■ Data:
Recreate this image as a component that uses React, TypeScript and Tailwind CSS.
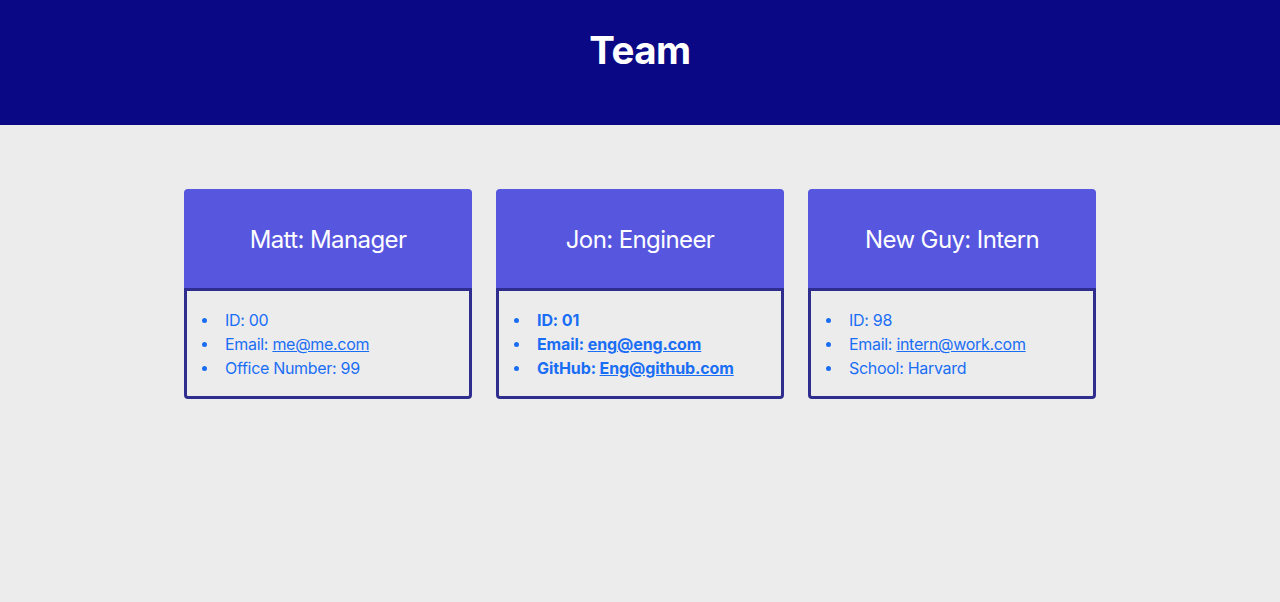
import React from "react";

type Item = { label: string; value: string; link?: boolean };
type Card = { title: string; bold?: boolean; items: Item[] };

const cards: Card[] = [
  {
    title: "Matt: Manager",
    items: [
      { label: "ID:", value: "00" },
      { label: "Email:", value: "me@me.com", link: true },
      { label: "Office Number:", value: "99" },
    ],
  },
  {
    title: "Jon: Engineer",
    bold: true,
    items: [
      { label: "ID:", value: "01" },
      { label: "Email:", value: "eng@eng.com", link: true },
      { label: "GitHub:", value: "Eng@github.com", link: true },
    ],
  },
  {
    title: "New Guy: Intern",
    items: [
      { label: "ID:", value: "98" },
      { label: "Email:", value: "intern@work.com", link: true },
      { label: "School:", value: "Harvard" },
    ],
  },
];

export default function App() {
  return (
    <div
      className="min-h-[602px] bg-[#ececec]"
      style={{ fontFamily: "Inter, 'Noto Sans', sans-serif" }}
    >
      <header className="h-[125px] bg-[#0a0885] flex justify-center pt-[27px]">
        <h1 className="text-[38.5px] leading-[46px] font-bold text-white tracking-[-0.5px]">Team</h1>
      </header>
      <main className="flex justify-center gap-[24px] pt-[64px]">
        {cards.map((c) => (
          <div key={c.title} className="w-[288px] flex flex-col">
            <div className="h-[100px] bg-[#5656df] rounded-t-[4px] flex items-center justify-center pt-[2px]">
              <h2 className="text-[24px] text-white font-normal tracking-[-0.6px]">{c.title}</h2>
            </div>
            <div className="border-[3px] border-[#2f2e8e] rounded-b-[4px] -mt-[1px]">
              <ul
                className={`pl-[15px] pt-[17px] pb-[16px] text-[16px] leading-[24px] text-[#1a6ef5] ${
                  c.bold ? "font-bold tracking-[-0.1px]" : "tracking-[-0.3px]"
                }`}
              >
                {c.items.map((it) => (
                  <li key={it.label} className="flex items-center">
                    <span className="w-[23px] shrink-0 flex">
                      <span className="w-[5px] h-[5px] rounded-full bg-[#1a6ef5]" />
                    </span>
                    <span>
                      {it.label}{" "}
                      {it.link ? (
                        <a href="#" className="underline">
                          {it.value}
                        </a>
                      ) : (
                        it.value
                      )}
                    </span>
                  </li>
                ))}
              </ul>
            </div>
          </div>
        ))}
      </main>
    </div>
  );
}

■ Exercise brief: Give solely the number of lines in the data that contain the string "React".

■ The reply: 2